BBC Radio 4 Comedy –
Rather than linking to their podcasts here (of which there are a fair few on iTunes, including Friday Night Comedy and Comedy of the Week), I’m linking directly to their web site as it – and the iPlayer Radio (see and get the app here) as it’s easier to find what you’re looking for there AND they’re better maintained. My personal favourites from the BBC Radio 4 Comedy stable would be Just A Minute – the game of verbal dexterousness which the superb Nicholas Parsons has amazingly chaired for 5 decades, The Unbelievable Truth – the panel game based on truth and lies, hosted by the excellent David Mitchell, and The News Quiz – which “does exactly what it says on the tin”, being as close as you’ll get to a radio version of TV’s “Have I Got News For You” which has run for over 40 years with numerous hosts including the aforementioned Sandi Toksvig, and which is currently chaired by Miles Jupp. All these take an irreverent, humorous and off-beat look at something – in the case of the timeless Just A Minute and The Unbelievable Truth, it’s the English language, while in the more contemporary case of The News Quiz, it’s the week’s events. (As an aside, I actually once negotiated with the producers of The Unbelieveable Truth with the upshot that they were quite happy to have me produce an Irish version of it and were ready to record a pilot episode… the only thing that stood in the way was a complete lack of funding on my part at the time!). It’s also worth flicking around to some of the more classic BBC Radio 4 (or “The Light Programme” in its earlier days) shows such as “I’m Sorry I Haven’t A Clue” (chaired nowadays by Jack Dee) and the legendary Spike Milligan driven anarchic genius gran-daddy of them all “The Goon Show” – which was one of my early catalysts for my fascination with the medium of radio itself.
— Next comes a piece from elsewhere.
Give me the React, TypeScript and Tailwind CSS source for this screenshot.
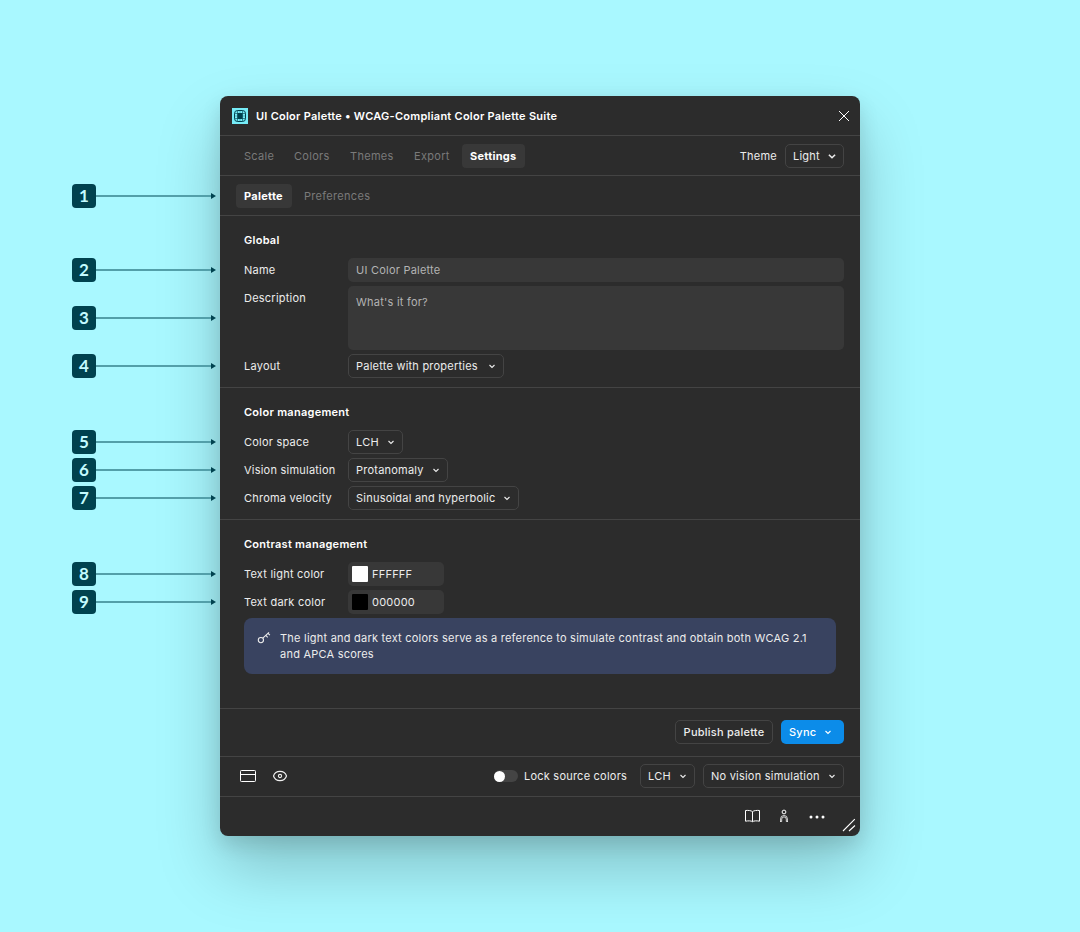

Any Goon Show fan is a person after my own radio loving heart.

This is far from an exhaustive list – there are plenty of others that it’s well worth tuning into in your own time – including BBC Radio 1’s excellent “Life Hacks” which covers everything from depression and anxiety to veganism, writing and identity to porn, and – also from BBC Radio 1, “Unexpected Fluids“, the creation of my friend Riyadh Khalaf (his YouTube channel is heredon’t have your volume up full when you click!) and his co-host Alix Fox, in which they talk very frankly, openly, graphically and honestly about sex and “when it goes a bit awry”. There are also some musicians with excellent podcasts including George Ezra – who interviews his various celeb friends, and comedians such as David Baddiel – who tries to understand everyday puzzling topics, in the hope that while doing so, he’ll help others to understand too.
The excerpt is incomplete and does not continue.